Predicting Startup-VC Fund Matches with Structural Embeddings and Temporal Investment Data
Koutarou Tamura
TL;DR
The paper tackles predicting whether a VC fund will include a given startup in its portfolio by formulating it as a fund-specific binary classification task. It introduces a multi-modal startup embedding that fuses textual, numerical, categorical, and structural signals, with structural context derived from a Node2Vec embedding of a bipartite investment graph, and models fund behavior as a sequence of past investments using an LSTM. A binary compatibility scorer predicts inclusion, trained end-to-end on historical fund–startup pairs, with ablations showing the value of structural information and robustness to unseen startups via imputation.
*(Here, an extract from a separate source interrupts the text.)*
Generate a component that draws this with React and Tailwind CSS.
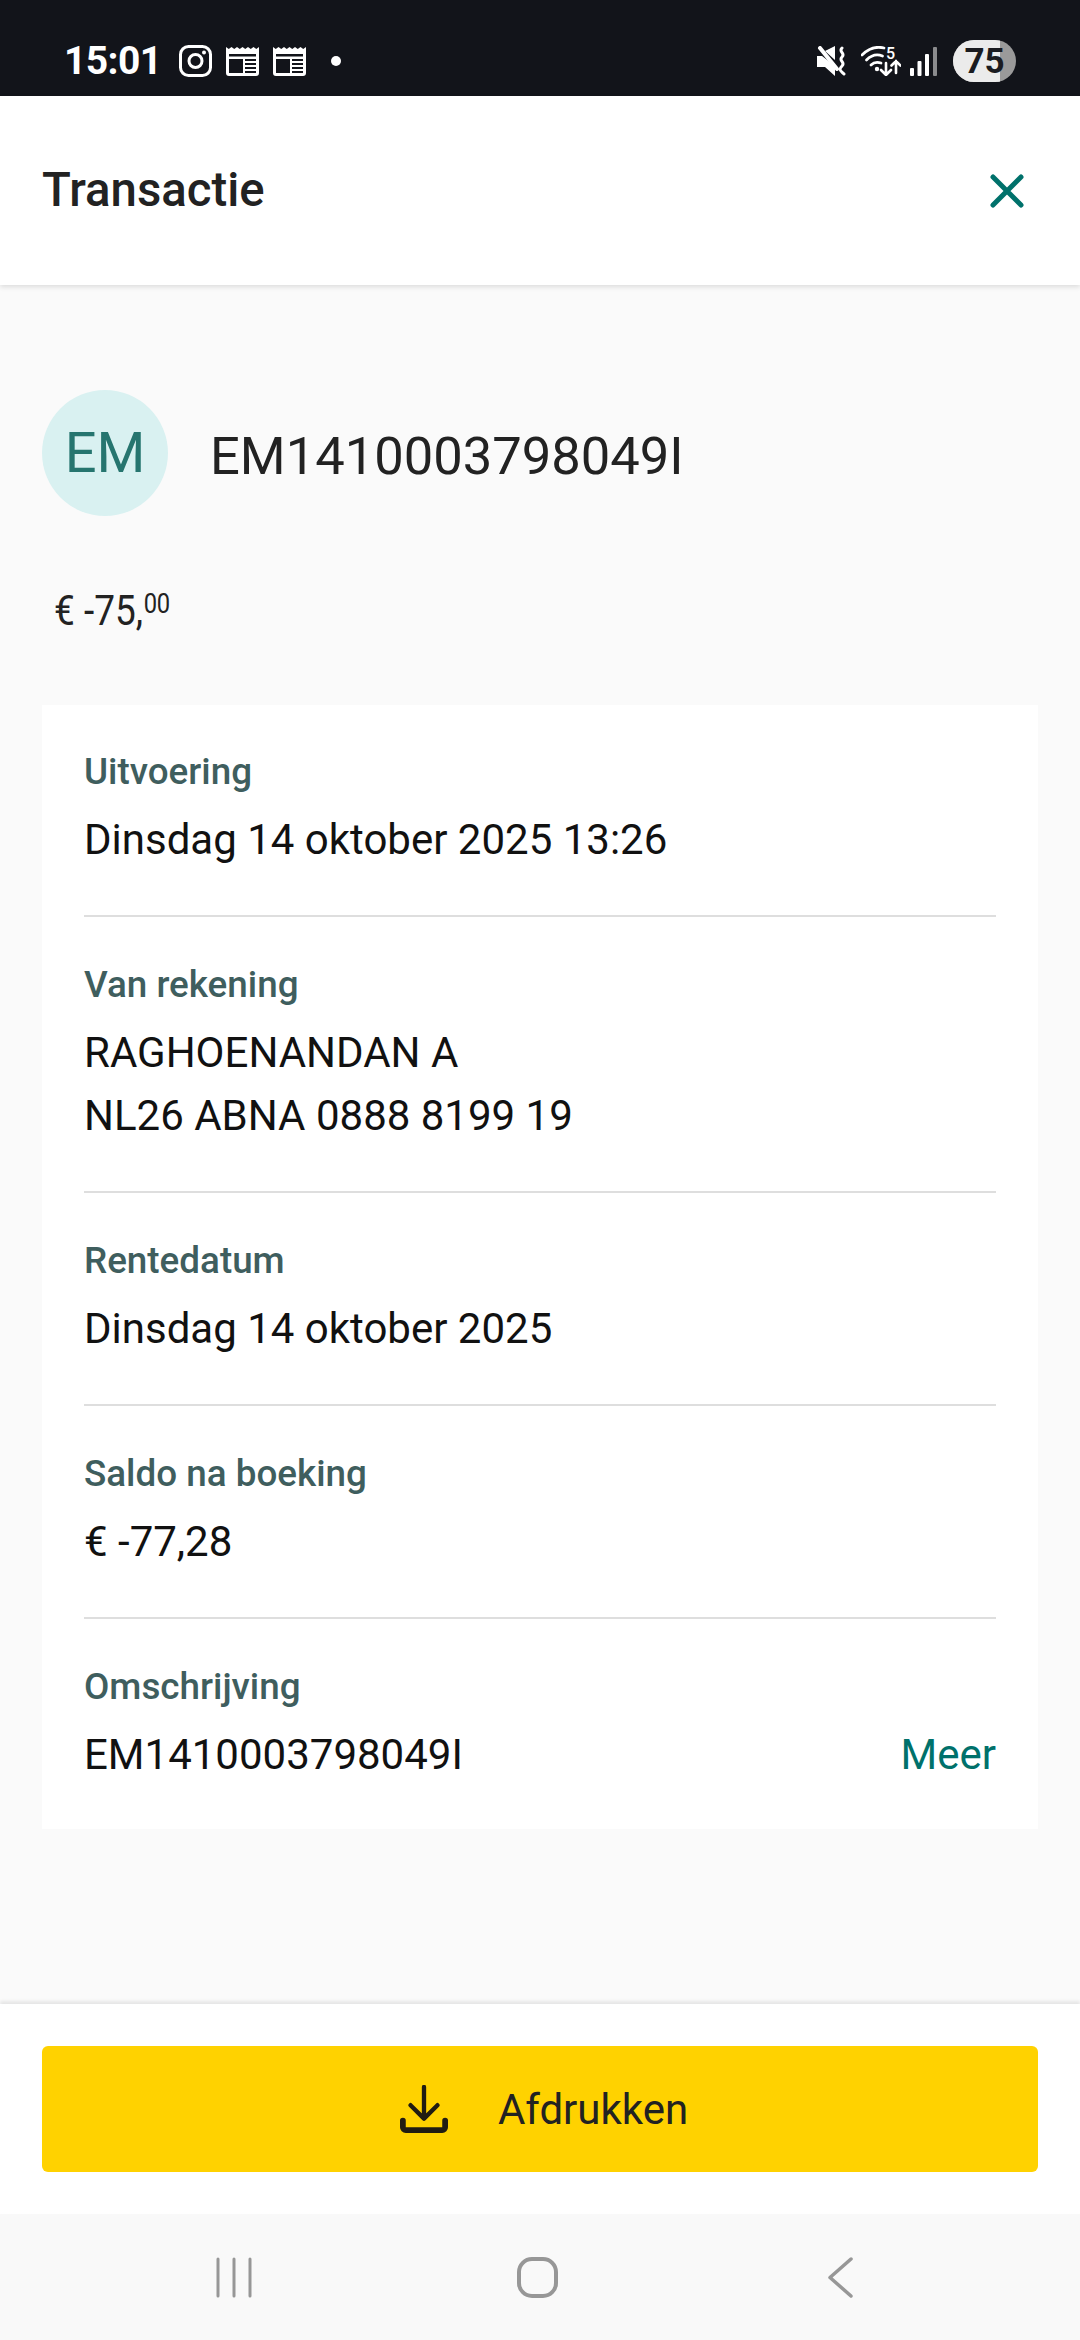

On Japanese startup data, the approach yields a notable improvement in F1 score over a baseline and demonstrates practical robustness and potential for broader applicability with interpretability enhancements planned for future work.
Abstract
This study proposes a method for predicting startup inclusion, estimating the probability that a venture capital fund will invest in a given startup. Unlike general recommendation systems, which typically rank multiple candidates, our approach formulates the problem as a binary classification task tailored to each fund-startup pair. Each startup is represented by integrating textual, numerical, and structural features, with Node2Vec capturing network context and multihead attention enabling feature fusion. Fund investment histories are encoded as LSTM based sequences of past investees. Experiments on Japanese startup data demonstrate that the proposed method achieves higher accuracy than a static baseline. The results indicate that incorporating structural features and modeling temporal investment dynamics are effective in capturing fund-startup compatibility.